_Task description_. Reproduce, character for character, the lines below from the first through the one with "import React from". Leave pictures out.
*** Information provided
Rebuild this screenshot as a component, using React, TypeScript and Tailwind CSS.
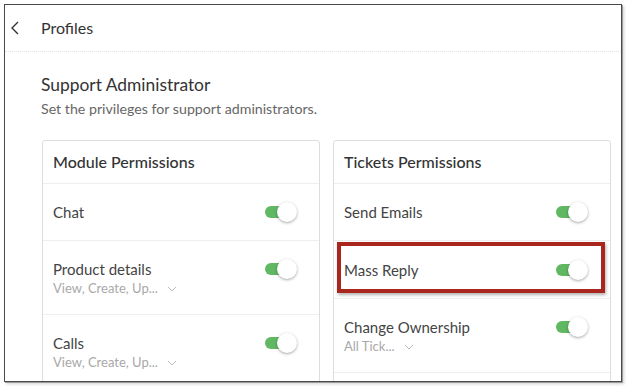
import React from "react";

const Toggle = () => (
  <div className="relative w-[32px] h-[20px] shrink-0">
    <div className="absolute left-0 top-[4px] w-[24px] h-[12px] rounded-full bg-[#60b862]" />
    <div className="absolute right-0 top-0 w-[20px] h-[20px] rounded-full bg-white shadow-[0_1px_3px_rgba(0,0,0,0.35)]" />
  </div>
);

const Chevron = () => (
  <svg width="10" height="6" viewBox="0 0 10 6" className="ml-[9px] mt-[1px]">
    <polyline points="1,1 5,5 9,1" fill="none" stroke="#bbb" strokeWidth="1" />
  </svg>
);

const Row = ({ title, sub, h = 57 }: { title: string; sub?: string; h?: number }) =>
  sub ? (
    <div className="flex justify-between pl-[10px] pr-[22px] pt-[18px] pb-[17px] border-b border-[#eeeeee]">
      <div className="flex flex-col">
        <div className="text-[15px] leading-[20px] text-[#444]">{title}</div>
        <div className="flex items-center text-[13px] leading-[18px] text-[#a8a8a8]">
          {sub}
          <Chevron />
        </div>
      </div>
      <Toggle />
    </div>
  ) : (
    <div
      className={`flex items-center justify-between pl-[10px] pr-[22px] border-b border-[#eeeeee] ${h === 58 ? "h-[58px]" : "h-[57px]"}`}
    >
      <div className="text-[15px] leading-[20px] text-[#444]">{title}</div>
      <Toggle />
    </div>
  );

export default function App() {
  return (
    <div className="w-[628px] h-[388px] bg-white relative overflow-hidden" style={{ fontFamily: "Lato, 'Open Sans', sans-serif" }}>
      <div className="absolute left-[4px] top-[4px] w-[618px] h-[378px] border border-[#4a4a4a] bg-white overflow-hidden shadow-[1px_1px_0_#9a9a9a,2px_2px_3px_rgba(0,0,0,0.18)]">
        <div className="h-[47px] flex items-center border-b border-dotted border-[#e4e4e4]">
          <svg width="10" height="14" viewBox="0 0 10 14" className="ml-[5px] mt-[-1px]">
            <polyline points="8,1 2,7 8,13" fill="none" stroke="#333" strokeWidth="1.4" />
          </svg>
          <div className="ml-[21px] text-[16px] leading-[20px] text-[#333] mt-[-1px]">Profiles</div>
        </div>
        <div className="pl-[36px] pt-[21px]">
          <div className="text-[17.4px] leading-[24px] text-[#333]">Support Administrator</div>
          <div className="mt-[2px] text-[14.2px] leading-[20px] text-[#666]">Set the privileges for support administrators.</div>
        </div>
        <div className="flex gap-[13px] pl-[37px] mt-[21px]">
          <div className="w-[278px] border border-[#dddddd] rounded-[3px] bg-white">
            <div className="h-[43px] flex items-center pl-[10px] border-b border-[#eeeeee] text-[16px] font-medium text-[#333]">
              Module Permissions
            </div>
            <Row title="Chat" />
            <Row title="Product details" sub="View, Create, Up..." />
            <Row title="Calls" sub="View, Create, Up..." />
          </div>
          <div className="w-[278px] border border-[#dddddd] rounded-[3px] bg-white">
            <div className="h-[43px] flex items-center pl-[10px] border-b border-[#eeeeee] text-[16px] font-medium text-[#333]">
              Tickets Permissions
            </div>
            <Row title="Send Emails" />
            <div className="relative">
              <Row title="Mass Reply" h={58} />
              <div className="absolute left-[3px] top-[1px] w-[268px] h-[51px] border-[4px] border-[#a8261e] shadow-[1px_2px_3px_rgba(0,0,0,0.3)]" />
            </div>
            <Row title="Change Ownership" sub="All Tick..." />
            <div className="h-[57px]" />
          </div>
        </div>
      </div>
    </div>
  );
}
******
_The response_.
Rebuild this screenshot as a component, using React, TypeScript and Tailwind CSS.
import React from "react";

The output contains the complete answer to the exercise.